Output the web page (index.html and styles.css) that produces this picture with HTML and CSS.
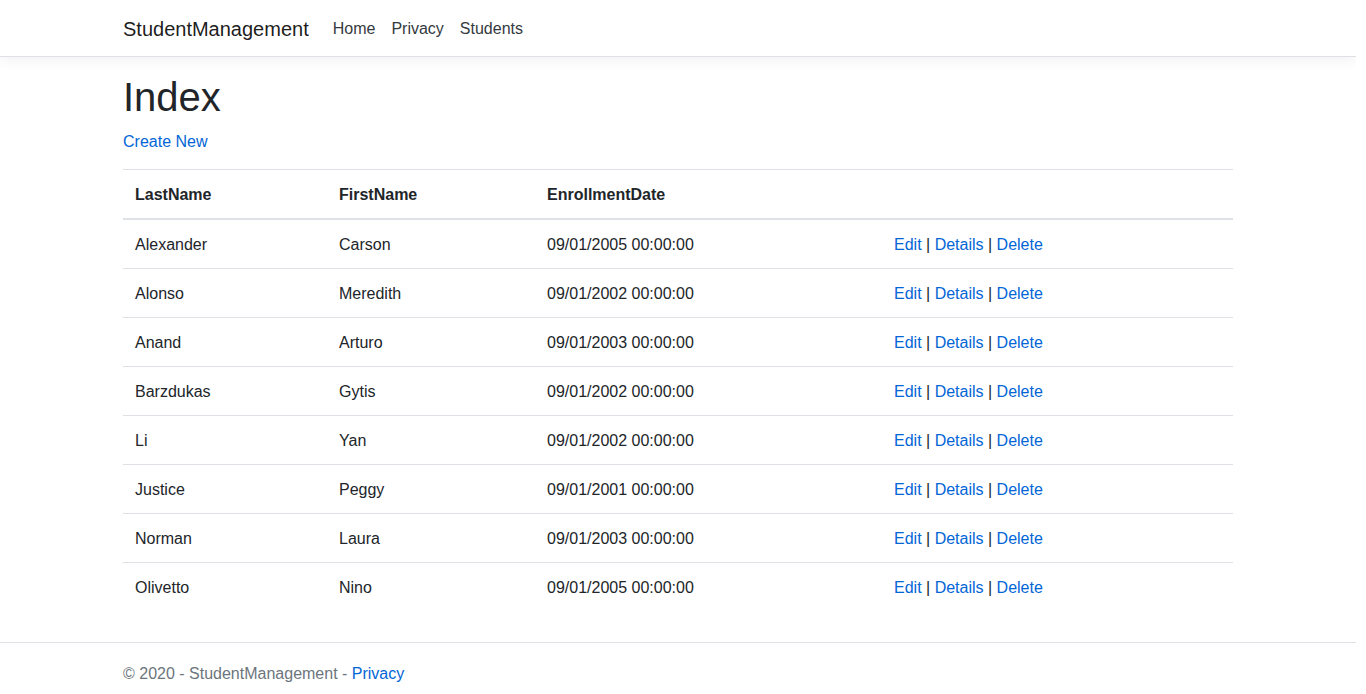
FILE: index.html
```html
<!DOCTYPE html>
<html lang="en">
<head>
<meta charset="utf-8">
<title>Index - StudentManagement</title>
<link rel="stylesheet" href="styles.css">
</head>
<body>
<header>
  <nav class="navbar">
    <div class="container nav-inner">
      <a class="brand" href="#">StudentManagement</a>
      <ul class="nav-links">
        <li><a class="nav-link" href="#">Home</a></li>
        <li><a class="nav-link" href="#">Privacy</a></li>
        <li><a class="nav-link" href="#">Students</a></li>
      </ul>
    </div>
  </nav>
</header>
<div class="container">
  <main class="main">
    <h1 class="title">Index</h1>
    <p class="create"><a href="#">Create New</a></p>
    <table class="table">
      <thead>
        <tr>
          <th class="c1">LastName</th>
          <th class="c2">FirstName</th>
          <th class="c3">EnrollmentDate</th>
          <th class="c4"></th>
        </tr>
      </thead>
      <tbody>
        <tr><td>Alexander</td><td>Carson</td><td>09/01/2005 00:00:00</td><td><a href="#">Edit</a> | <a href="#">Details</a> | <a href="#">Delete</a></td></tr>
        <tr><td>Alonso</td><td>Meredith</td><td>09/01/2002 00:00:00</td><td><a href="#">Edit</a> | <a href="#">Details</a> | <a href="#">Delete</a></td></tr>
        <tr><td>Anand</td><td>Arturo</td><td>09/01/2003 00:00:00</td><td><a href="#">Edit</a> | <a href="#">Details</a> | <a href="#">Delete</a></td></tr>
        <tr><td>Barzdukas</td><td>Gytis</td><td>09/01/2002 00:00:00</td><td><a href="#">Edit</a> | <a href="#">Details</a> | <a href="#">Delete</a></td></tr>
        <tr><td>Li</td><td>Yan</td><td>09/01/2002 00:00:00</td><td><a href="#">Edit</a> | <a href="#">Details</a> | <a href="#">Delete</a></td></tr>
        <tr><td>Justice</td><td>Peggy</td><td>09/01/2001 00:00:00</td><td><a href="#">Edit</a> | <a href="#">Details</a> | <a href="#">Delete</a></td></tr>
        <tr><td>Norman</td><td>Laura</td><td>09/01/2003 00:00:00</td><td><a href="#">Edit</a> | <a href="#">Details</a> | <a href="#">Delete</a></td></tr>
        <tr><td>Olivetto</td><td>Nino</td><td>09/01/2005 00:00:00</td><td><a href="#">Edit</a> | <a href="#">Details</a> | <a href="#">Delete</a></td></tr>
      </tbody>
    </table>
  </main>
</div>
<footer class="footer">
  <div class="container footer-inner">
    &copy; 2020 - StudentManagement - <a href="#">Privacy</a>
  </div>
</footer>
</body>
</html>
```
FILE: styles.css
```css
html {
  position: relative;
  min-height: 100%;
  max-width: 1356px;
}
*, *::before, *::after {
  box-sizing: border-box;
}
body {
  margin: 0 0 60px 0;
  font-family: "Liberation Sans", Arial, sans-serif;
  font-size: 16px;
  line-height: 1.5;
  color: #212529;
  background: #fff;
}
a {
  color: #0366d6;
  text-decoration: none;
}
.container {
  width: 100%;
  max-width: 1140px;
  padding: 0 15px;
  margin: 0 auto;
}
.navbar {
  background: #fff;
  border-bottom: 1px solid #dee2e6;
  box-shadow: 0 4px 12px rgba(0, 0, 0, 0.05);
  padding: 8px 0;
  margin-bottom: 16px;
}
.nav-inner {
  display: flex;
  align-items: center;
}
.brand {
  font-size: 20px;
  line-height: 30px;
  padding: 6px 0 4px;
  margin-right: 16px;
  color: rgba(0, 0, 0, 0.9);
  white-space: nowrap;
}
.nav-links {
  display: flex;
  list-style: none;
  margin: 0;
  padding: 0;
}
.nav-link {
  display: block;
  padding: 9px 8px 7px;
  color: #343a40;
}
.main {
  padding-bottom: 16px;
}
.title {
  font-size: 40px;
  font-weight: 500;
  line-height: 1.2;
  margin: 0 0 8px 0;
}
.create {
  margin: 0 0 15px 0;
  padding-top: 1px;
}
.table {
  width: 100%;
  border-collapse: collapse;
  margin-bottom: 16px;
}
.table th,
.table td {
  padding: 13px 12px 11px;
  text-align: left;
  vertical-align: top;
  border-top: 1px solid #dee2e6;
}
.table thead th {
  font-weight: 700;
  vertical-align: bottom;
  border-bottom: 2px solid #dee2e6;
}
.c1 { width: 204px; }
.c2 { width: 208px; }
.c3 { width: 347px; }
.c4 { width: 351px; }
.footer {
  position: absolute;
  bottom: 0;
  width: 100%;
  line-height: 58px;
  padding-top: 2px;
  white-space: nowrap;
  border-top: 1px solid #dee2e6;
  color: #6c757d;
}
```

=====

→ Stated goal: Copy each line of the preceding data that contains the string "styles".

→ Response to this task:
Output the web page (index.html and styles.css) that produces this picture with HTML and CSS.
<link rel="stylesheet" href="styles.css">
FILE: styles.css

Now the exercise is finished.